Et qu’est ce qui a changé pour toi depuis ?
Depuis, ma vie a changé, je me suis mis à vivre avec tous mes amis. Je vis dans une grande maison à Anvers, avec toutes les personnes avec qui je travaille, mon producteur, mon photographe. On a une sorte de collectif, on vit comme en résidence d’artistes tous les jours. La couverture de l’album a été shootée chez nous.
Ton passé d’enfant de chœur est aussi très présent dans ce disque…
En effet, d’ailleurs dans chaque son, il y a des voix de chœur, je m’en suis rendu compte au fur et à mesure, j’ai fait de la chorale et ça se ressent encore dans mes chansons. Même dans Bugatti, ce son parle de drogues, ça raconte comment j’ai pris de la drogue et comment je me trouve nul après, et même dans ce morceau, il y a cette influence.
Il y a beaucoup d’autodérision dans ton travail, dans cet univers : tu évolues souvent seul et un brin mélancolique. Te reconnais-tu dans l’image du “clown triste” ?
Il fait rire et il pleure, c’est une assez bonne description de moi en réalité, c’est assez juste. Quand je fais mes vidéos, avec mes amis, ils savent qui je suis, c’est avec mes amis et parfois chez nous, donc ça me ressemble. La métaphore par exemple de moi qui pêche dans un bocal alors que la mer est pleine de poissons derrière moi est claire (Not a rapper Ep. 3 : Home) c’est la tristesse de la Belgique, c’est en nous, c’est un peu moche et triste mais c’est notre mélancolie. C’est aussi très surréaliste en un sens dans l’approche artistique.
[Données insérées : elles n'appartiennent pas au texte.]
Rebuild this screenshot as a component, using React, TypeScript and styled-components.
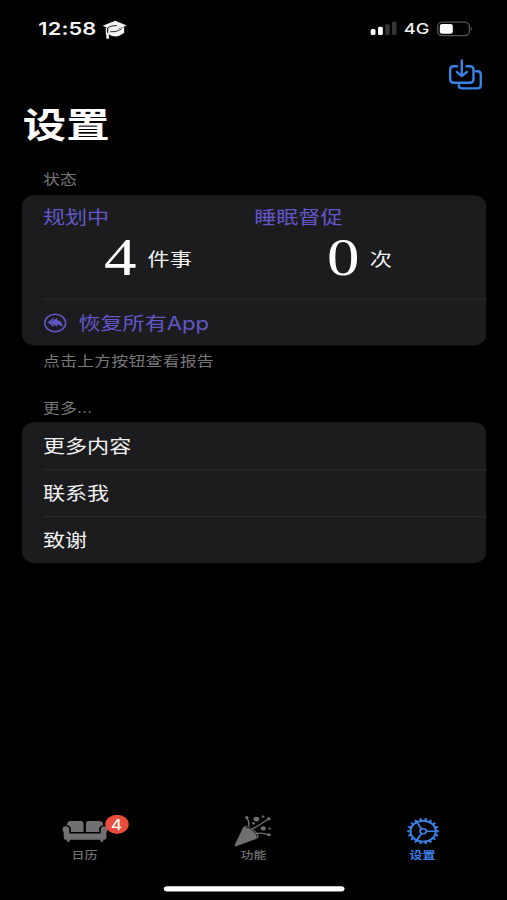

Tu as toujours le dernier mot et tu contrôles ton projet de A à Z ?
Toujours, je suis un grand control freak. Mélancolique, drôle mais control freak, j’ai toujours le dernier mot… Le label, mon manager, ils savent tous qu’ils ne peuvent pas me dire ce que je dois faire, car je ne le ferai pas !
L’album Choirboy ([PIAS] Recordings Belgium) est disponible sur toutes les plateformes de streaming.
En concert au festival du Printemps de Bourges le 24 avril prochain.